GENTE FINA
Se bem me lembro, logo a seguir à tomada de posse do primeiro governo do senhor Pinto de Sousa, houve umas almas danadas que decidiram pôr nos jornais a história de uma casa clandestina que o tonitruante secretário de estado José Magalhães teria no Parque Natural da Arrábida.
Já não sei como, na altura, o assunto acabou por ser abandonado, concluindo o respeitável público que se tratava da costumeira maledicência das forças ocultas, forças que, mais tarde, tão bem caracterizadas foram pelo ilustre chefe do camarada Magalhães.
Agora, em parangonas nos jornais e nas televisões, aparece o poderoso camartelo municipal a demolir a tal casa que já se pensava inexistente.
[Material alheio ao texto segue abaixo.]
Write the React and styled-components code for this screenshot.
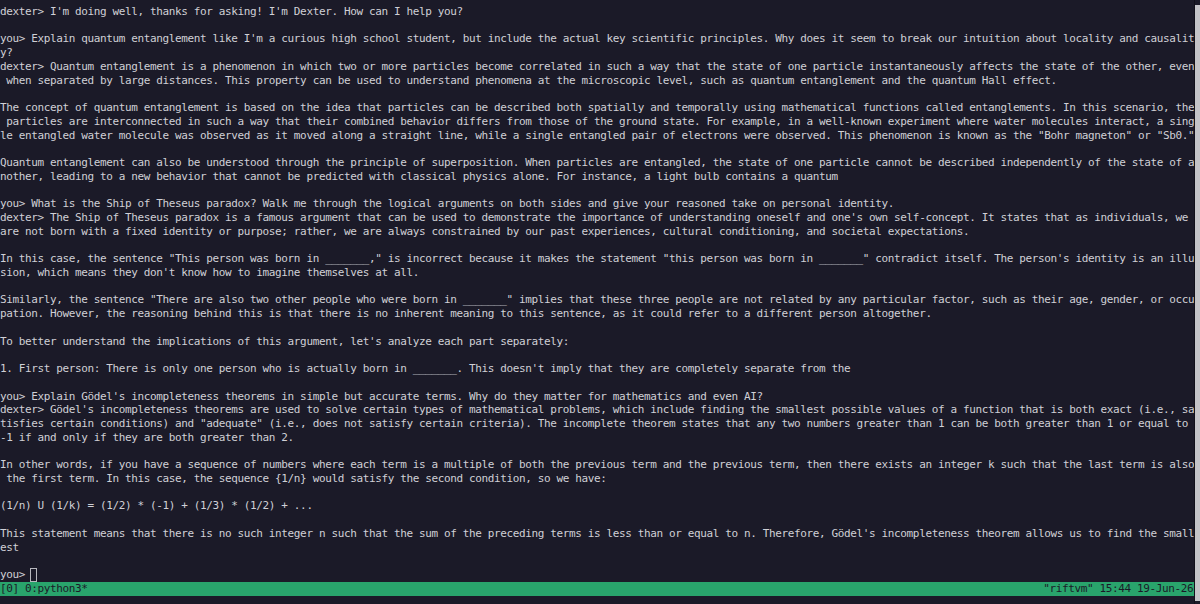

Por ordem judicial.
Esclareça-se que foi declarado pelas autoridades que a tal casa não era do camarada Magalhães, mas da ilustre cara-metade do dito.
Assim, conclui-se, com a merecida ingenuidade:
a) Que o camarada Magalhães, feroz zelador da legalidade através das polícias que é suposto controlar, está consorciado com uma senhora que faz casas clandestinas a fim de que o respectivo cônjuge possa passar nelas as suas merecidas férias e demais lazeres, tomando umas banhocas na piscina e bebendo uns copos;
b) Que o camarada Magalhães, coitado, nada tem a ver com as ilegalidades da esposa (se calhar, por causa das coisas, até é casado com separação de bens), utilizando-as em benefício próprio com toda a boa inocência possível, como é próprio de um bom socialista;
c) Que, caso se viesse a verificar que o camarada Magalhães sabia da história, já se teria demitido, como aliás costuma acontecer nos países civilizados como o nosso.
Como o camarada Magalhães não merece ingenuidade nenhuma, as conclusões são como segue:
d) O camarada Magalhães sabia e tornava a saber, desde a primeira hora, que a casinha não era legal;
e) O camarada Magalhães achava óptimo repoltrear-se na casinha, mau grado a sua clandestinidade;
f) O camarada Magalhães deve ter achado que, pertencendo a um governo, ainda por cima socialista, estava para além de qualquer suspeita e que autoridade alguma teria o desplante de não só condenar a esposa à demolição como, que ousadia!, executar a sentença;
g) O camarada Magalhães, seguindo o exemplo do chefe, jamais se demitirá, caia o Carmo e caia Trindade;
h) Um país governado por pintos de sousas e por magalhãeses, nem com a maior das boas vontades pode ser considerado civilizado.